GIVEN PROBLEM:
Without the pictures, return exactly the lines from the one with "Rebuild this screenshot" through the one with "rump chislic, burgdoggen". Both end lines belong in the copy.

DATA ROWS:
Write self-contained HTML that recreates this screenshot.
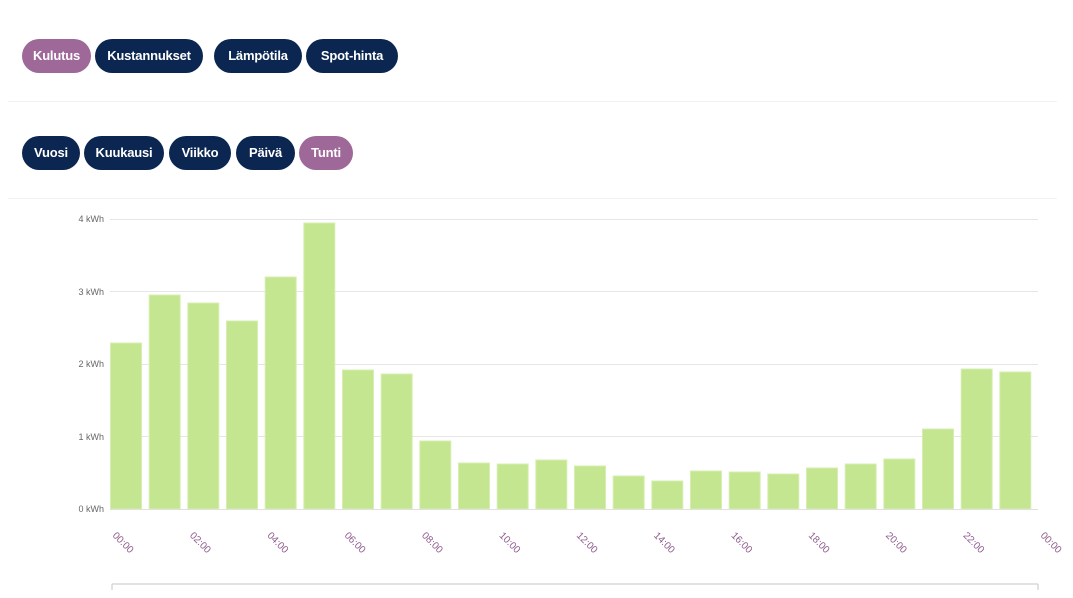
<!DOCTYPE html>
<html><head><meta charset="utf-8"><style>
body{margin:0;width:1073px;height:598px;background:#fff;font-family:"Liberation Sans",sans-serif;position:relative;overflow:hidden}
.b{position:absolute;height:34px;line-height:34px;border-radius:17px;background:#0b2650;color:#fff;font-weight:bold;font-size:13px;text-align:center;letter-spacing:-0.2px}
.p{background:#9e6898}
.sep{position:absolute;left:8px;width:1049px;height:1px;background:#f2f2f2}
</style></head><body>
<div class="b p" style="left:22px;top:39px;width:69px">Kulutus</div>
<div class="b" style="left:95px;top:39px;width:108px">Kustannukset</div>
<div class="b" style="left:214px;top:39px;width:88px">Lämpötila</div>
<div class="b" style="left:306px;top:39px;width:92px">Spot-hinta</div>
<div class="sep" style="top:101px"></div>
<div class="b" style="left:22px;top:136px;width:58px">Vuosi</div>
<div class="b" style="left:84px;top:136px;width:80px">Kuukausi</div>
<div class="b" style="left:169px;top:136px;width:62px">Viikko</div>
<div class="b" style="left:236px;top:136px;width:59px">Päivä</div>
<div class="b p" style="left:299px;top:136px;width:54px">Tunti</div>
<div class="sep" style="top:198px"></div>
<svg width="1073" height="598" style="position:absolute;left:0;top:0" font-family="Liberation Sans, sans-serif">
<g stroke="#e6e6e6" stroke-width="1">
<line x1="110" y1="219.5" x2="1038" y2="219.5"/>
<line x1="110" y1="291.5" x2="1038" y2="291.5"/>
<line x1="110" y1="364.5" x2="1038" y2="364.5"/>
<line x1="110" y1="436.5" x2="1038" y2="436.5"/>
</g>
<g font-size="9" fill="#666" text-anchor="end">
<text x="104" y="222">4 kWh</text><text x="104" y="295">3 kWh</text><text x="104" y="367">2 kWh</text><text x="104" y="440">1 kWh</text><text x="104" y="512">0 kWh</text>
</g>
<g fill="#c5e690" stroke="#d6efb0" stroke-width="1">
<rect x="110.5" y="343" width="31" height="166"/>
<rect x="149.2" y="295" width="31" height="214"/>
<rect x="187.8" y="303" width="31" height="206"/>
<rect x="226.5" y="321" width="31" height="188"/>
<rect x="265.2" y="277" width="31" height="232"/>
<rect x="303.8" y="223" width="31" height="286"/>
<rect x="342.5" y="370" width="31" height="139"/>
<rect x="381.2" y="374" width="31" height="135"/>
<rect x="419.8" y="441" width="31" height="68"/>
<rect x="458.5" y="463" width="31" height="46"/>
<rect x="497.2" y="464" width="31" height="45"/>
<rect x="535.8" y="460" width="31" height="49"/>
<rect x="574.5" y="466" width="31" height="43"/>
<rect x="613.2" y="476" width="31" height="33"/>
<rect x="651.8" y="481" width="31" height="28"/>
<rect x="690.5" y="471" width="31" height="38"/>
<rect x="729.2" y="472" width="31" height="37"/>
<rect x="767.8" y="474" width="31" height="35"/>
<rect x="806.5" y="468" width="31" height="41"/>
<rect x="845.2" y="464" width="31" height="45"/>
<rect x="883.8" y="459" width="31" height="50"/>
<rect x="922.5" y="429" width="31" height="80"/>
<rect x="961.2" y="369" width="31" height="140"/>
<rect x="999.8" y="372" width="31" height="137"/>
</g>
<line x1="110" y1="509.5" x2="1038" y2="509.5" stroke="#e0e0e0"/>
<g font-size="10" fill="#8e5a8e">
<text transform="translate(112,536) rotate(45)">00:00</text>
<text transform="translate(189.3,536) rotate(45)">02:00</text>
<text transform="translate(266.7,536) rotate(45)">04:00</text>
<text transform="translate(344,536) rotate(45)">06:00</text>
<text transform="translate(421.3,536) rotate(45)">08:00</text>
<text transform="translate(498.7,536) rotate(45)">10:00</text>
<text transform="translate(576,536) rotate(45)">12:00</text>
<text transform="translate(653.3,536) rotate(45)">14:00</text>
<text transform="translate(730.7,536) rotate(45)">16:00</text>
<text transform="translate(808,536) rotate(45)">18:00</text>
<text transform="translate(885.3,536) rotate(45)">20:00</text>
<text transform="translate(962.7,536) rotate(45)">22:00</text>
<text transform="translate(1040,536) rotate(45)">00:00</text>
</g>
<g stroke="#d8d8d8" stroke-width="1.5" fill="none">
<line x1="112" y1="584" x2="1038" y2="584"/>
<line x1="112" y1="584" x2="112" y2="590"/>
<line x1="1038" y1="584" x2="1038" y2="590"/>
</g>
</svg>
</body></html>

...

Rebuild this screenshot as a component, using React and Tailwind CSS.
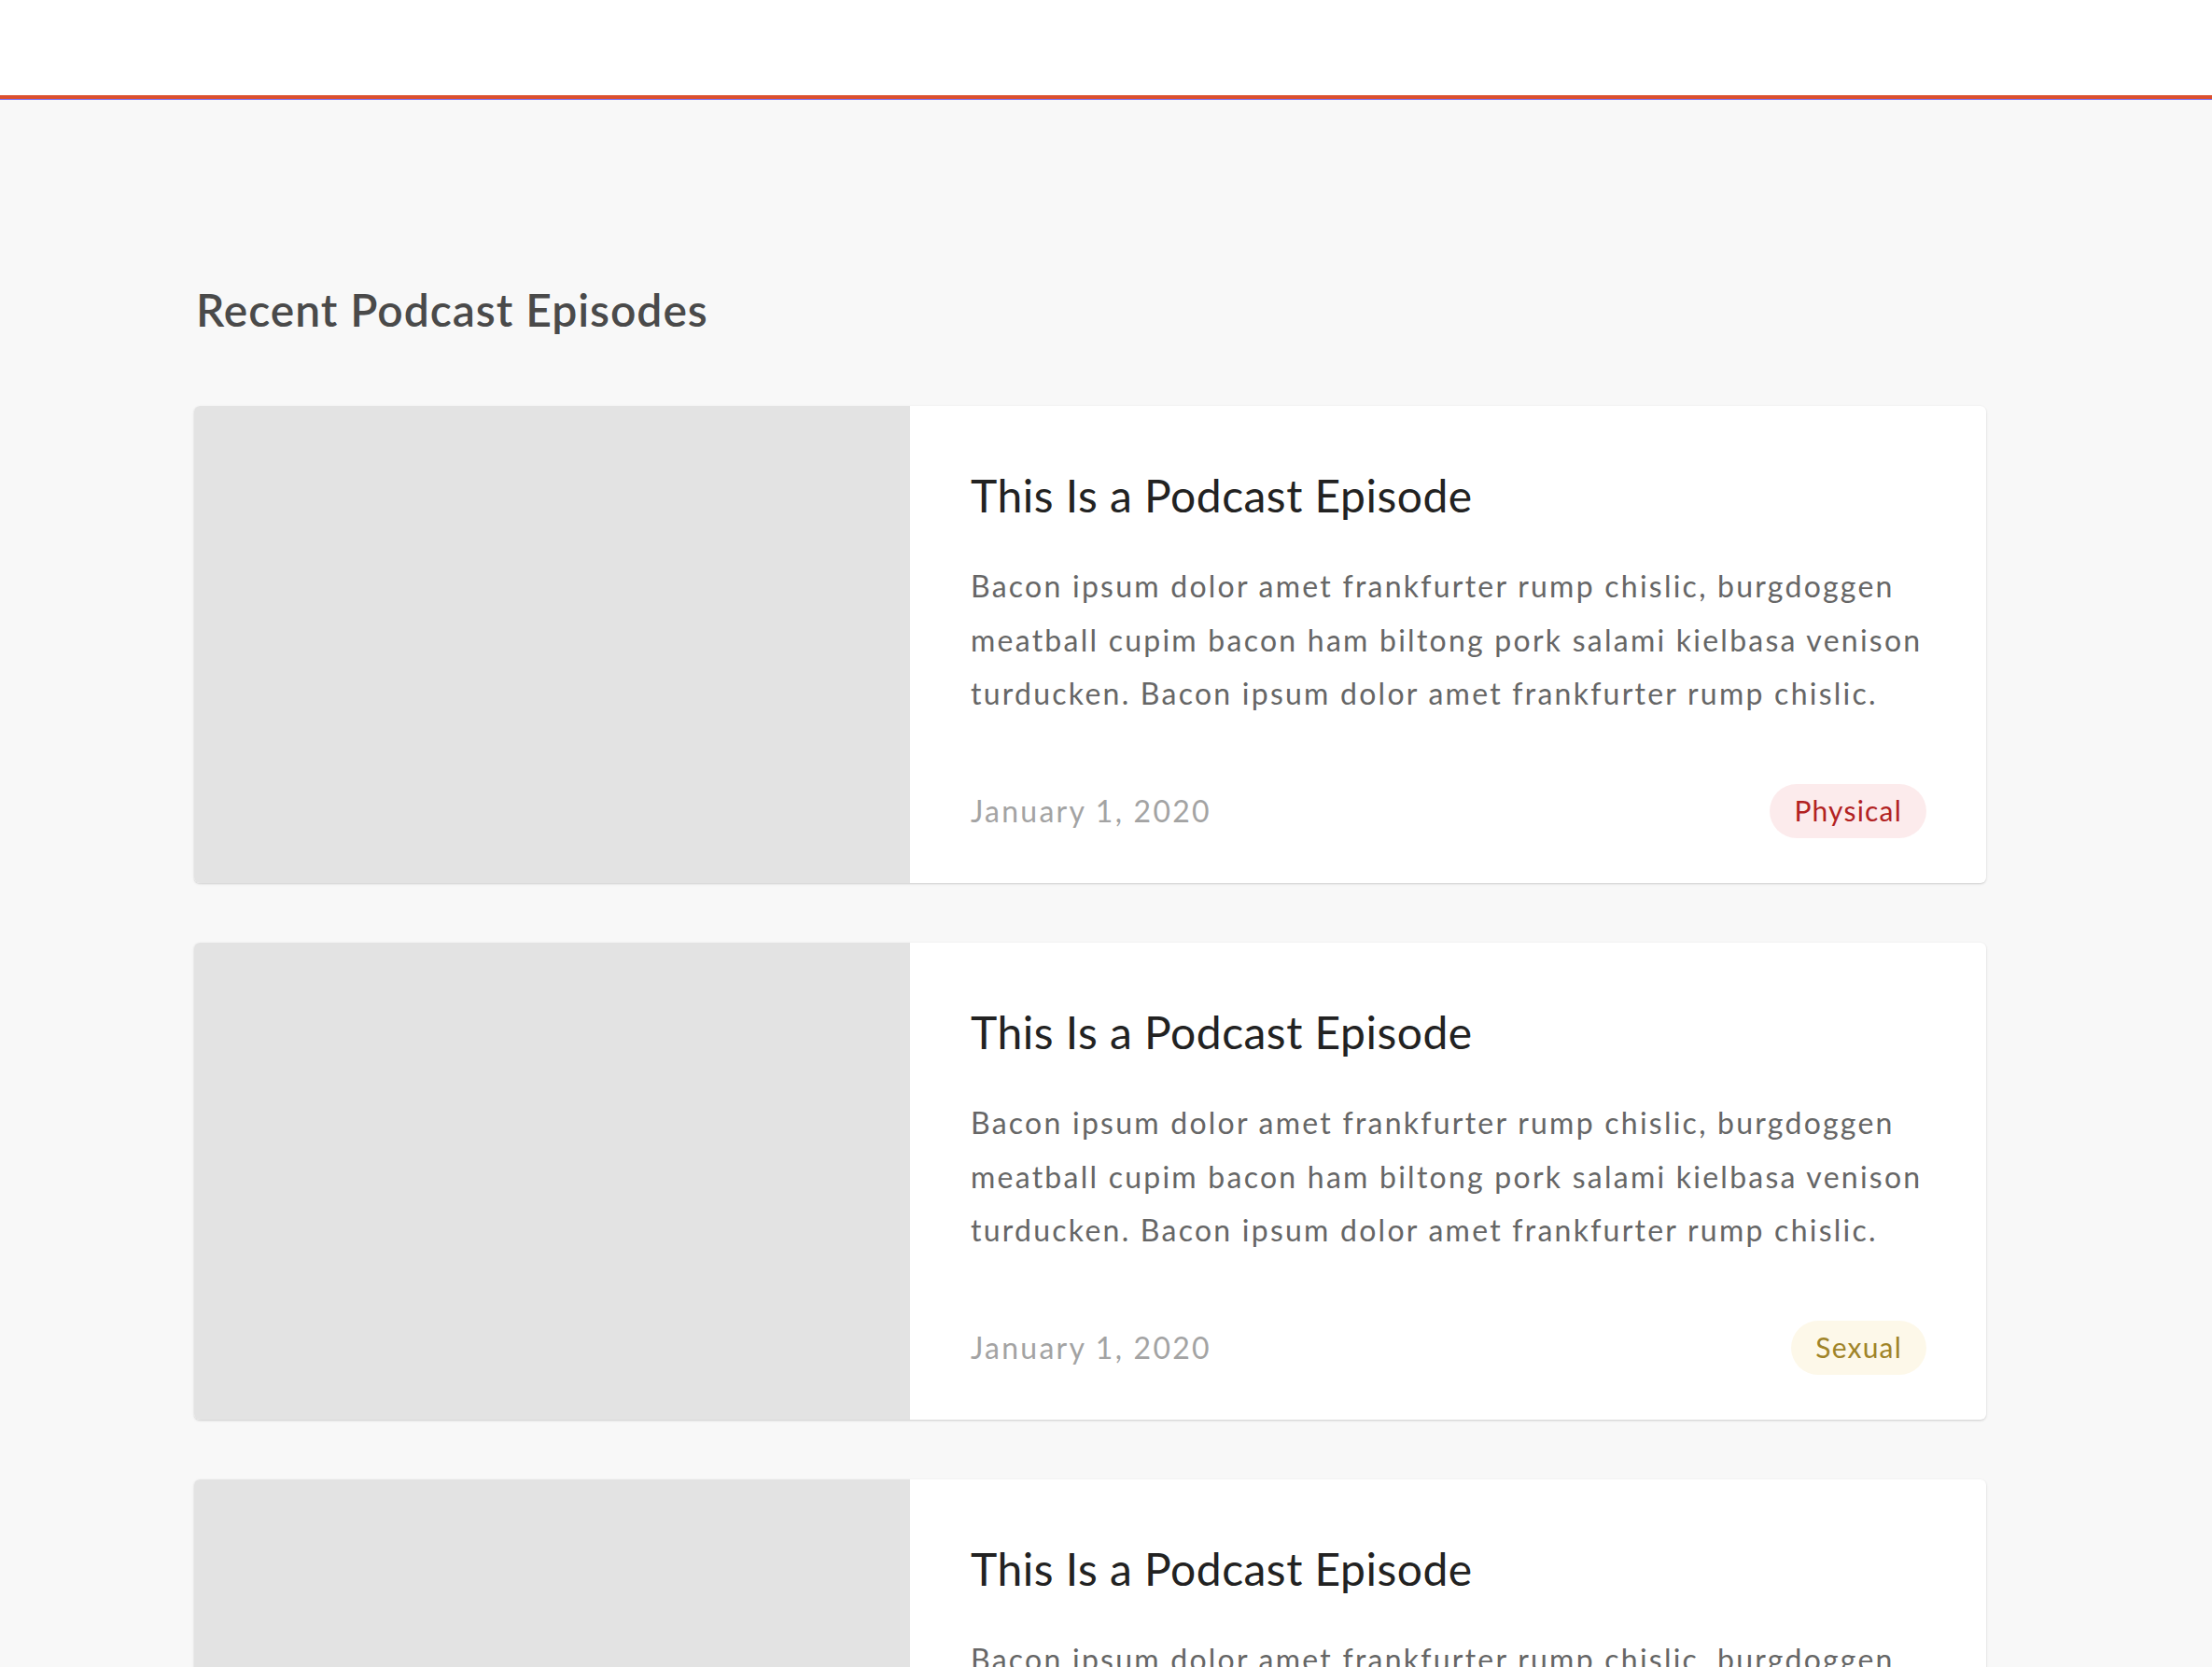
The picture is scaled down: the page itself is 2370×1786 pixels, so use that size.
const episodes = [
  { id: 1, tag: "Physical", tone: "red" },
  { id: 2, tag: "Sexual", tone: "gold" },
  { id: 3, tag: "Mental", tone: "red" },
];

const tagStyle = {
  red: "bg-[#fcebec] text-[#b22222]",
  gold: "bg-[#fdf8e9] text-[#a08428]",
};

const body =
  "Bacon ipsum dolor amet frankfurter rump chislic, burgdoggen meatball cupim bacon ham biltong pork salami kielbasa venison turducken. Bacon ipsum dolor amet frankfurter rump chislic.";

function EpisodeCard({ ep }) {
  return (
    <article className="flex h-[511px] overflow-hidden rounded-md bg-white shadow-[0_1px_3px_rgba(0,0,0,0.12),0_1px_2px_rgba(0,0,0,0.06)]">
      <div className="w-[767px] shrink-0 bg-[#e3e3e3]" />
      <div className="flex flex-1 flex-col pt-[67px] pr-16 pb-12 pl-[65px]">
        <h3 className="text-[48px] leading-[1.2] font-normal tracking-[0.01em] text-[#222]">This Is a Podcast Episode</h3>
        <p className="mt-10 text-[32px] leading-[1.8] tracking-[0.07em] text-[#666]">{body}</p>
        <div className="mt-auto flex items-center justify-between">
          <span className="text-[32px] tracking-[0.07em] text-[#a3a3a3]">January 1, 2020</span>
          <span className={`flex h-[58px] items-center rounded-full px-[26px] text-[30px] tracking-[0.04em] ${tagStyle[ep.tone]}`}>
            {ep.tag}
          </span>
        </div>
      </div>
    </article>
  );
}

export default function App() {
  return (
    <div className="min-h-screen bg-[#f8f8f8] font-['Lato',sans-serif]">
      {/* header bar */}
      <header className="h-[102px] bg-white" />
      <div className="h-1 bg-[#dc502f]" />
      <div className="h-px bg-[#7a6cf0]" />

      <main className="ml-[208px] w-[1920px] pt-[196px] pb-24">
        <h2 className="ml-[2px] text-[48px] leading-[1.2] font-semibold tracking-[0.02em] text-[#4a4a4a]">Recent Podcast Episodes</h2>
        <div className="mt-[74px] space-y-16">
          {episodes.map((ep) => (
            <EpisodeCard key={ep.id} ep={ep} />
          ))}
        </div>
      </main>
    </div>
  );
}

RESPONSE FOR THIS EXERCISE:
Rebuild this screenshot as a component, using React and Tailwind CSS.
The picture is scaled down: the page itself is 2370×1786 pixels, so use that size.
const episodes = [
  { id: 1, tag: "Physical", tone: "red" },
  { id: 2, tag: "Sexual", tone: "gold" },
  { id: 3, tag: "Mental", tone: "red" },
];

const tagStyle = {
  red: "bg-[#fcebec] text-[#b22222]",
  gold: "bg-[#fdf8e9] text-[#a08428]",
};

const body =
  "Bacon ipsum dolor amet frankfurter rump chislic, burgdoggen meatball cupim bacon ham biltong pork salami kielbasa venison turducken. Bacon ipsum dolor amet frankfurter rump chislic.";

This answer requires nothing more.